▶ AVAILABLE RECORDS:
------------------------------------------------------------
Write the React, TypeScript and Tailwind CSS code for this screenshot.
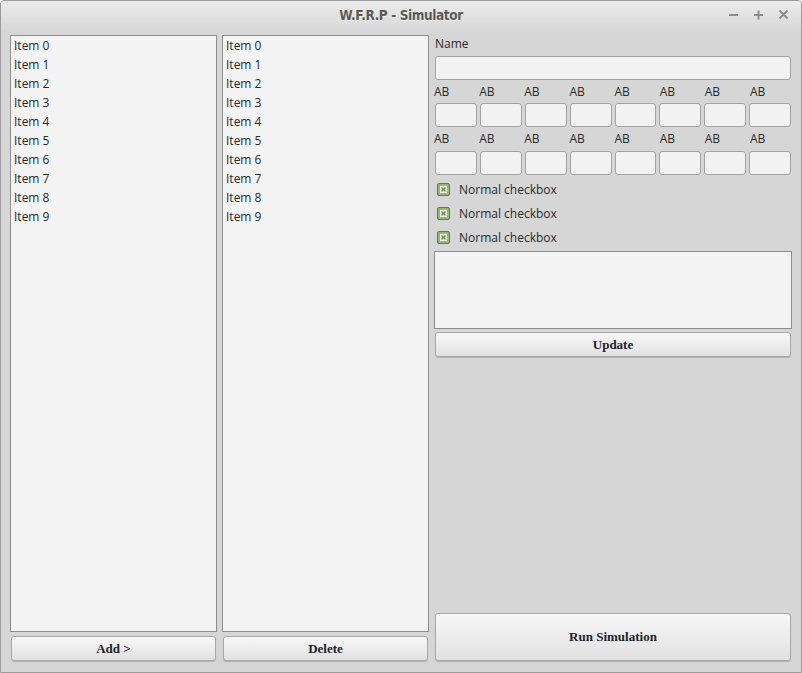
const items = Array.from({ length: 10 }, (_, i) => `Item ${i}`);
const cols = Array.from({ length: 8 }, (_, i) => i);

const sans = "font-['Open_Sans','Noto_Sans',sans-serif]";
const serif = "font-['Liberation_Serif',serif]";
const btn =
  "flex items-center justify-center rounded-[3px] border border-[#a9a9a9] bg-gradient-to-b from-[#f7f7f7] to-[#e1e1e1] shadow-[0_1px_1px_rgba(0,0,0,0.18)] text-[13px] font-bold text-[#222230] " +
  serif;
const field = "h-[24px] rounded-[3px] border border-[#a3a3a3] bg-[#f2f2f2]";

function ListBox() {
  return (
    <div className="flex-1 border border-[#8e8e8e] bg-[#f3f3f3] pl-[3px]">
      {items.map((it) => (
        <div key={it} className={`h-[19px] text-[12px] leading-[19px] text-[#2a2a2a] ${sans}`}>
          {it}
        </div>
      ))}
    </div>
  );
}

function Check() {
  return (
    <div className="flex h-[24px] items-center pl-[3px] pt-[1px]">
      <span className="flex h-[13px] w-[13px] items-center justify-center rounded-[2px] border border-[#5f7c45] bg-[#95b774]">
        <svg width="7" height="7" viewBox="0 0 7 7">
          <rect x="0" y="0" width="7" height="7" fill="#eef4e6" />
          <path d="M1.5 1.5 L5.5 5.5 M5.5 1.5 L1.5 5.5" stroke="#6a8a4c" strokeWidth="1.4" />
        </svg>
      </span>
      <span className={`ml-[9px] text-[12px] text-[#2a2a2a] ${sans}`}>Normal checkbox</span>
    </div>
  );
}

function AbRow({ labelH }: { labelH: string }) {
  return (
    <div>
      <div className={`grid grid-cols-8 gap-[3px] ${labelH}`}>
        {cols.map((c) => (
          <div key={c} className={`pt-[3px] text-[12px] text-[#2a2a2a] ${sans}`}>
            AB
          </div>
        ))}
      </div>
      <div className="grid grid-cols-8 gap-[3px] pl-px pr-px">
        {cols.map((c) => (
          <div key={c} className={field} />
        ))}
      </div>
    </div>
  );
}

export default function App() {
  return (
    <div className="flex h-[673px] w-[802px] flex-col overflow-hidden rounded-t-[4px] border border-[#9c9c9c] bg-[#d6d6d6]">
      <div className="relative flex h-[29px] items-center justify-center bg-gradient-to-b from-[#ececec] to-[#d8d8d8]">
        <span className="font-['DejaVu_Sans_Condensed','DejaVu_Sans',sans-serif] text-[13.5px] font-bold tracking-[-0.4px] text-[#5a5a5a] [text-shadow:0_1px_0_rgba(255,255,255,0.6)]">
          W.F.R.P - Simulator
        </span>
        <div className="absolute right-[12px] top-[7px] flex gap-[14px] text-[#8c8c8c]">
          <svg width="11" height="13" viewBox="0 0 11 13">
            <path d="M1 7 H10" stroke="#8c8c8c" strokeWidth="2" />
          </svg>
          <svg width="11" height="13" viewBox="0 0 11 13">
            <path d="M1 7 H10 M5.5 2.5 V11.5" stroke="#8c8c8c" strokeWidth="2" />
          </svg>
          <svg width="11" height="13" viewBox="0 0 11 13">
            <path d="M1.5 2.5 L9.5 10.5 M9.5 2.5 L1.5 10.5" stroke="#8c8c8c" strokeWidth="2" />
          </svg>
        </div>
      </div>

      <div className="flex flex-1 gap-[5px] pt-[5px] pr-[9px] pb-[11px] pl-[9px]">
        <div className="flex w-[207px] flex-col gap-[4px]">
          <ListBox />
          <div className={`mx-px h-[25px] ${btn}`}>Add &gt;</div>
        </div>
        <div className="flex w-[207px] flex-col gap-[4px]">
          <ListBox />
          <div className={`mx-px h-[25px] ${btn}`}>Delete</div>
        </div>

        <div className="flex flex-1 flex-col">
          <div className={`h-[21px] pl-px text-[12px] text-[#2a2a2a] ${sans}`}>Name</div>
          <div className={`mx-px ${field}`} />
          <AbRow labelH="h-[23px]" />
          <AbRow labelH="h-[24px]" />
          <div className="mt-[2px]">
            <Check />
            <Check />
            <Check />
          </div>
          <div className="mt-[2px] h-[78px] border border-[#8e8e8e] bg-[#f3f3f3]" />
          <div className={`mx-px mt-[3px] h-[25px] ${btn}`}>Update</div>
          <div className="flex-1" />
          <div className={`mx-px h-[48px] ${btn}`}>Run Simulation</div>
        </div>
      </div>
    </div>
  );
}
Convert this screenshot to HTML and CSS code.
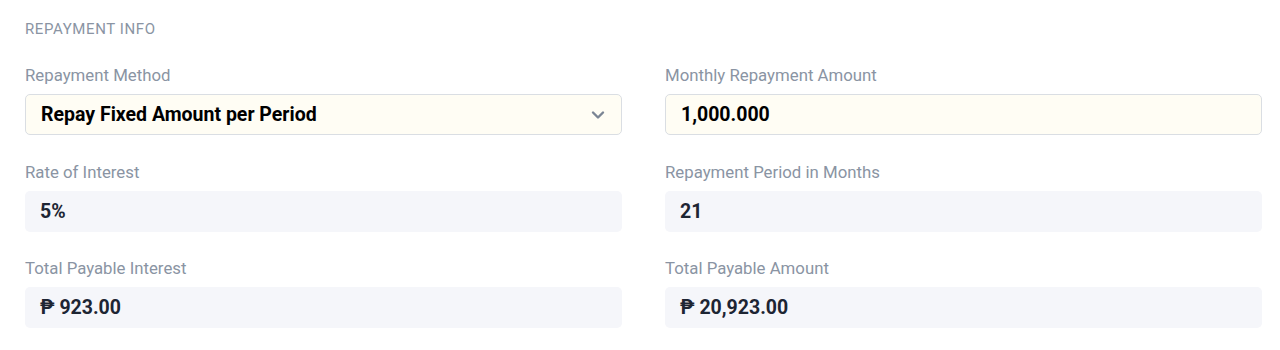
------------------------------------------------------------
▶ EXERCISE:
Every line of the material is to be quoted exactly, with no pictures carried over.

▶ RIGHT ANSWER:
Write the React, TypeScript and Tailwind CSS code for this screenshot.
const items = Array.from({ length: 10 }, (_, i) => `Item ${i}`);
const cols = Array.from({ length: 8 }, (_, i) => i);

const sans = "font-['Open_Sans','Noto_Sans',sans-serif]";
const serif = "font-['Liberation_Serif',serif]";
const btn =
  "flex items-center justify-center rounded-[3px] border border-[#a9a9a9] bg-gradient-to-b from-[#f7f7f7] to-[#e1e1e1] shadow-[0_1px_1px_rgba(0,0,0,0.18)] text-[13px] font-bold text-[#222230] " +
  serif;
const field = "h-[24px] rounded-[3px] border border-[#a3a3a3] bg-[#f2f2f2]";

function ListBox() {
  return (
    <div className="flex-1 border border-[#8e8e8e] bg-[#f3f3f3] pl-[3px]">
      {items.map((it) => (
        <div key={it} className={`h-[19px] text-[12px] leading-[19px] text-[#2a2a2a] ${sans}`}>
          {it}
        </div>
      ))}
    </div>
  );
}

function Check() {
  return (
    <div className="flex h-[24px] items-center pl-[3px] pt-[1px]">
      <span className="flex h-[13px] w-[13px] items-center justify-center rounded-[2px] border border-[#5f7c45] bg-[#95b774]">
        <svg width="7" height="7" viewBox="0 0 7 7">
          <rect x="0" y="0" width="7" height="7" fill="#eef4e6" />
          <path d="M1.5 1.5 L5.5 5.5 M5.5 1.5 L1.5 5.5" stroke="#6a8a4c" strokeWidth="1.4" />
        </svg>
      </span>
      <span className={`ml-[9px] text-[12px] text-[#2a2a2a] ${sans}`}>Normal checkbox</span>
    </div>
  );
}

function AbRow({ labelH }: { labelH: string }) {
  return (
    <div>
      <div className={`grid grid-cols-8 gap-[3px] ${labelH}`}>
        {cols.map((c) => (
          <div key={c} className={`pt-[3px] text-[12px] text-[#2a2a2a] ${sans}`}>
            AB
          </div>
        ))}
      </div>
      <div className="grid grid-cols-8 gap-[3px] pl-px pr-px">
        {cols.map((c) => (
          <div key={c} className={field} />
        ))}
      </div>
    </div>
  );
}

export default function App() {
  return (
    <div className="flex h-[673px] w-[802px] flex-col overflow-hidden rounded-t-[4px] border border-[#9c9c9c] bg-[#d6d6d6]">
      <div className="relative flex h-[29px] items-center justify-center bg-gradient-to-b from-[#ececec] to-[#d8d8d8]">
        <span className="font-['DejaVu_Sans_Condensed','DejaVu_Sans',sans-serif] text-[13.5px] font-bold tracking-[-0.4px] text-[#5a5a5a] [text-shadow:0_1px_0_rgba(255,255,255,0.6)]">
          W.F.R.P - Simulator
        </span>
        <div className="absolute right-[12px] top-[7px] flex gap-[14px] text-[#8c8c8c]">
          <svg width="11" height="13" viewBox="0 0 11 13">
            <path d="M1 7 H10" stroke="#8c8c8c" strokeWidth="2" />
          </svg>
          <svg width="11" height="13" viewBox="0 0 11 13">
            <path d="M1 7 H10 M5.5 2.5 V11.5" stroke="#8c8c8c" strokeWidth="2" />
          </svg>
          <svg width="11" height="13" viewBox="0 0 11 13">
            <path d="M1.5 2.5 L9.5 10.5 M9.5 2.5 L1.5 10.5" stroke="#8c8c8c" strokeWidth="2" />
          </svg>
        </div>
      </div>

      <div className="flex flex-1 gap-[5px] pt-[5px] pr-[9px] pb-[11px] pl-[9px]">
        <div className="flex w-[207px] flex-col gap-[4px]">
          <ListBox />
          <div className={`mx-px h-[25px] ${btn}`}>Add &gt;</div>
        </div>
        <div className="flex w-[207px] flex-col gap-[4px]">
          <ListBox />
          <div className={`mx-px h-[25px] ${btn}`}>Delete</div>
        </div>

        <div className="flex flex-1 flex-col">
          <div className={`h-[21px] pl-px text-[12px] text-[#2a2a2a] ${sans}`}>Name</div>
          <div className={`mx-px ${field}`} />
          <AbRow labelH="h-[23px]" />
          <AbRow labelH="h-[24px]" />
          <div className="mt-[2px]">
            <Check />
            <Check />
            <Check />
          </div>
          <div className="mt-[2px] h-[78px] border border-[#8e8e8e] bg-[#f3f3f3]" />
          <div className={`mx-px mt-[3px] h-[25px] ${btn}`}>Update</div>
          <div className="flex-1" />
          <div className={`mx-px h-[48px] ${btn}`}>Run Simulation</div>
        </div>
      </div>
    </div>
  );
}
Convert this screenshot to HTML and CSS code.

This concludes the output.